Available data.
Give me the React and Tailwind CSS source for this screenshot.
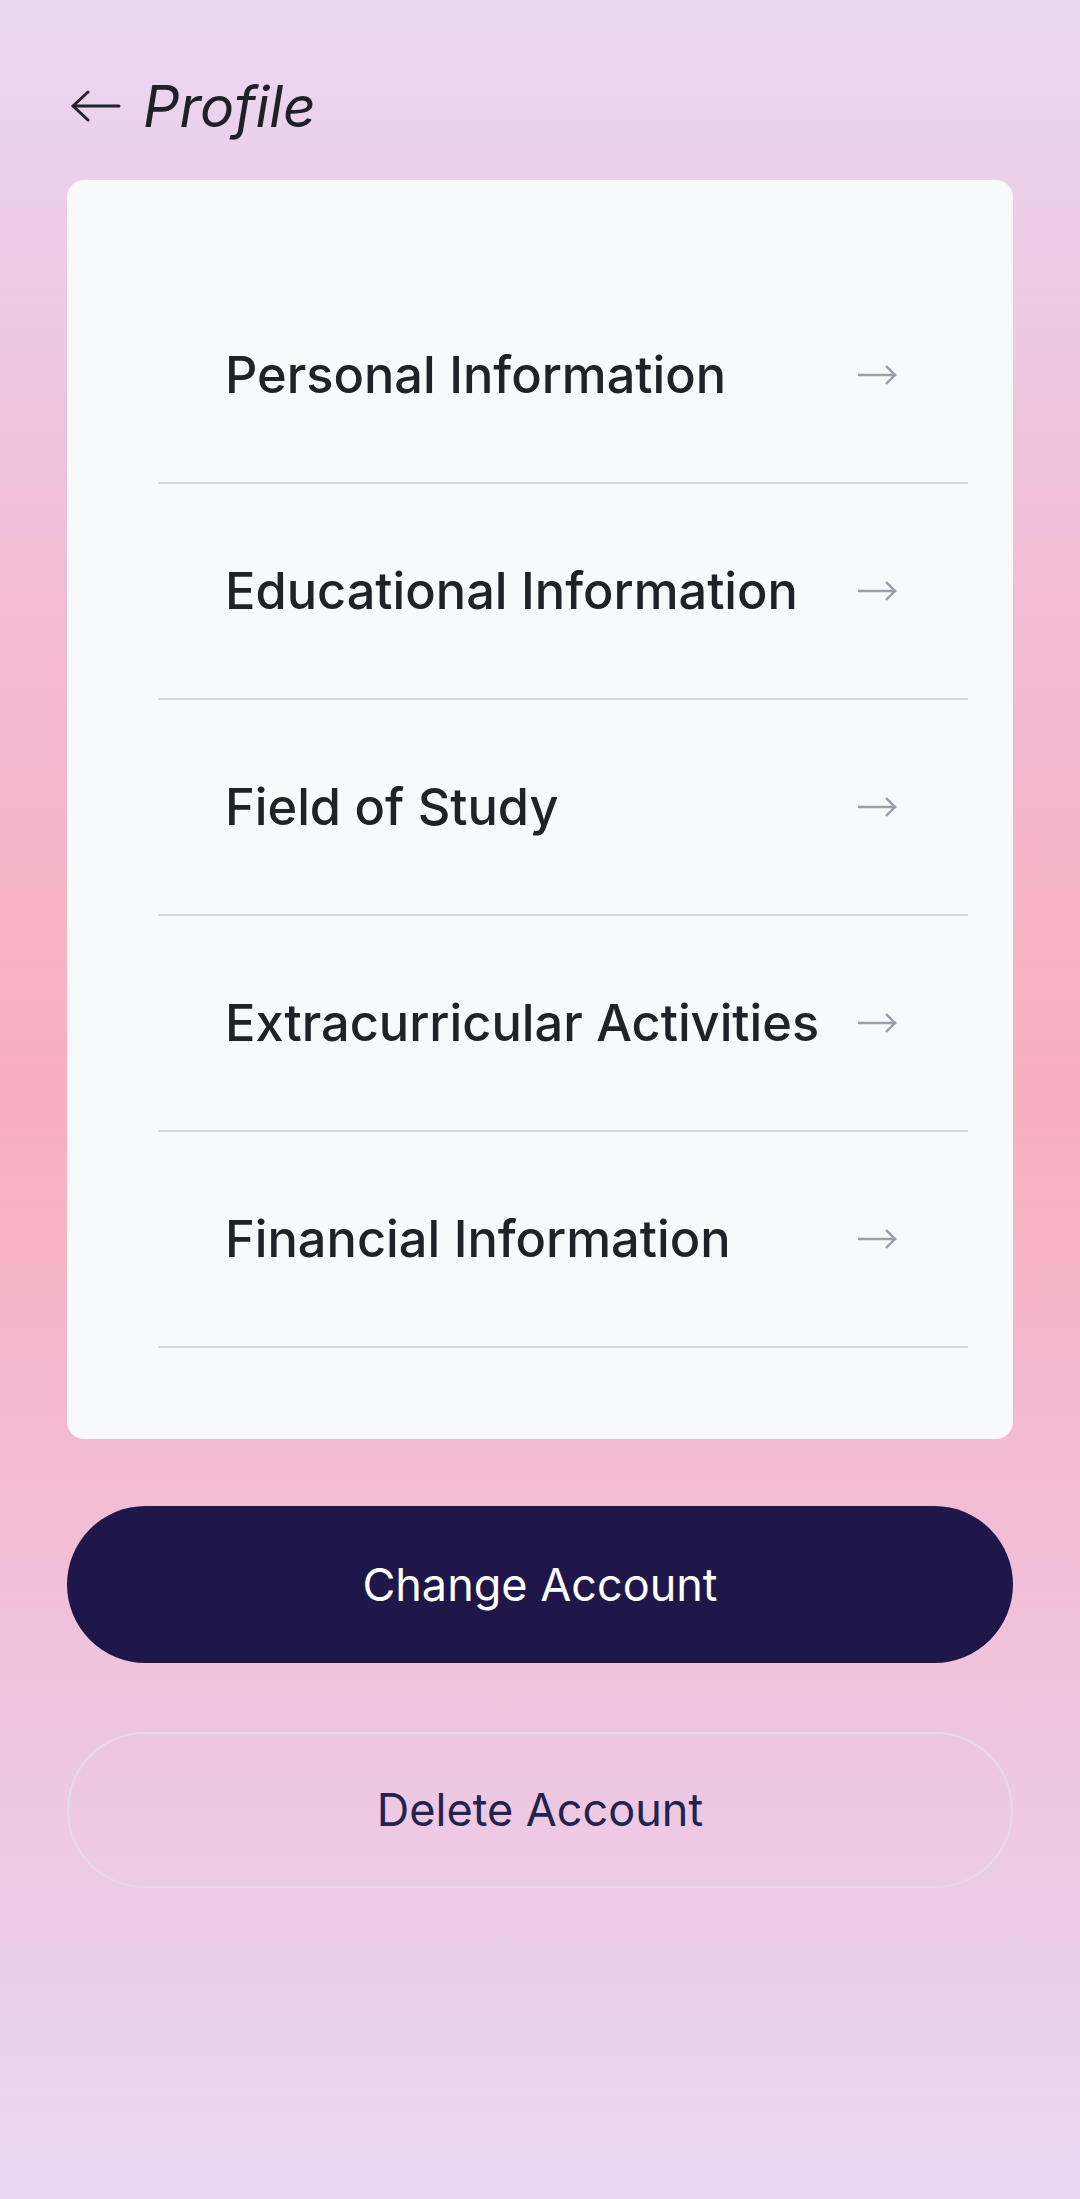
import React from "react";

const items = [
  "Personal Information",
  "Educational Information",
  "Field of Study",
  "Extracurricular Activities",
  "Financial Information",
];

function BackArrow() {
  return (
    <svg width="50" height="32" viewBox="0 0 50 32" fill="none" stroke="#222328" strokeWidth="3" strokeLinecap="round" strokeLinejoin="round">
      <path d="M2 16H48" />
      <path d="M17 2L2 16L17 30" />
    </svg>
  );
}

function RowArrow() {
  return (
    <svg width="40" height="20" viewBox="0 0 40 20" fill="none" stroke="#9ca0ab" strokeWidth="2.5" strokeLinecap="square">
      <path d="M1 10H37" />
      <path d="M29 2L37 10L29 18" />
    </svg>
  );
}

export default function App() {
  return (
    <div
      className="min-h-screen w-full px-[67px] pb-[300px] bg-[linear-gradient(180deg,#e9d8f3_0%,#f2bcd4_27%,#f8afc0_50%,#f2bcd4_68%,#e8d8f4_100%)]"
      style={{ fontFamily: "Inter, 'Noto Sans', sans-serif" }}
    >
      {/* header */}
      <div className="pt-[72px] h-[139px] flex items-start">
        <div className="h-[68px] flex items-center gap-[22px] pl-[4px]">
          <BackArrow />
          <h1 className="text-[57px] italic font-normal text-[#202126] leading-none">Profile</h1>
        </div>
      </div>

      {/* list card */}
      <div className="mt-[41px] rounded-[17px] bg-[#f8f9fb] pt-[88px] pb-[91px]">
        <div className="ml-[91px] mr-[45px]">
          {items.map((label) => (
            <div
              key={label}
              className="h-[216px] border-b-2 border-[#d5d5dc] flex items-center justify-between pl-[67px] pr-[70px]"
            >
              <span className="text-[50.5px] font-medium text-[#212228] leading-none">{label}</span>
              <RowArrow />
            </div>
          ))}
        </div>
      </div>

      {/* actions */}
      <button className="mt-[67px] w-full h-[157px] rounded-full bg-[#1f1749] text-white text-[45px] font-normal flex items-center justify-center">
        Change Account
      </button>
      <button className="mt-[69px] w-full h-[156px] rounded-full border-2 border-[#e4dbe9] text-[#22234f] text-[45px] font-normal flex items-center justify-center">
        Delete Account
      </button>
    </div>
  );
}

Aim.
Reproduce the listing word for word and omit its pictures.

Response.
Give me the React and Tailwind CSS source for this screenshot.
import React from "react";

const items = [
  "Personal Information",
  "Educational Information",
  "Field of Study",
  "Extracurricular Activities",
  "Financial Information",
];

function BackArrow() {
  return (
    <svg width="50" height="32" viewBox="0 0 50 32" fill="none" stroke="#222328" strokeWidth="3" strokeLinecap="round" strokeLinejoin="round">
      <path d="M2 16H48" />
      <path d="M17 2L2 16L17 30" />
    </svg>
  );
}

function RowArrow() {
  return (
    <svg width="40" height="20" viewBox="0 0 40 20" fill="none" stroke="#9ca0ab" strokeWidth="2.5" strokeLinecap="square">
      <path d="M1 10H37" />
      <path d="M29 2L37 10L29 18" />
    </svg>
  );
}

export default function App() {
  return (
    <div
      className="min-h-screen w-full px-[67px] pb-[300px] bg-[linear-gradient(180deg,#e9d8f3_0%,#f2bcd4_27%,#f8afc0_50%,#f2bcd4_68%,#e8d8f4_100%)]"
      style={{ fontFamily: "Inter, 'Noto Sans', sans-serif" }}
    >
      {/* header */}
      <div className="pt-[72px] h-[139px] flex items-start">
        <div className="h-[68px] flex items-center gap-[22px] pl-[4px]">
          <BackArrow />
          <h1 className="text-[57px] italic font-normal text-[#202126] leading-none">Profile</h1>
        </div>
      </div>

      {/* list card */}
      <div className="mt-[41px] rounded-[17px] bg-[#f8f9fb] pt-[88px] pb-[91px]">
        <div className="ml-[91px] mr-[45px]">
          {items.map((label) => (
            <div
              key={label}
              className="h-[216px] border-b-2 border-[#d5d5dc] flex items-center justify-between pl-[67px] pr-[70px]"
            >
              <span className="text-[50.5px] font-medium text-[#212228] leading-none">{label}</span>
              <RowArrow />
            </div>
          ))}
        </div>
      </div>

      {/* actions */}
      <button className="mt-[67px] w-full h-[157px] rounded-full bg-[#1f1749] text-white text-[45px] font-normal flex items-center justify-center">
        Change Account
      </button>
      <button className="mt-[69px] w-full h-[156px] rounded-full border-2 border-[#e4dbe9] text-[#22234f] text-[45px] font-normal flex items-center justify-center">
        Delete Account
      </button>
    </div>
  );
}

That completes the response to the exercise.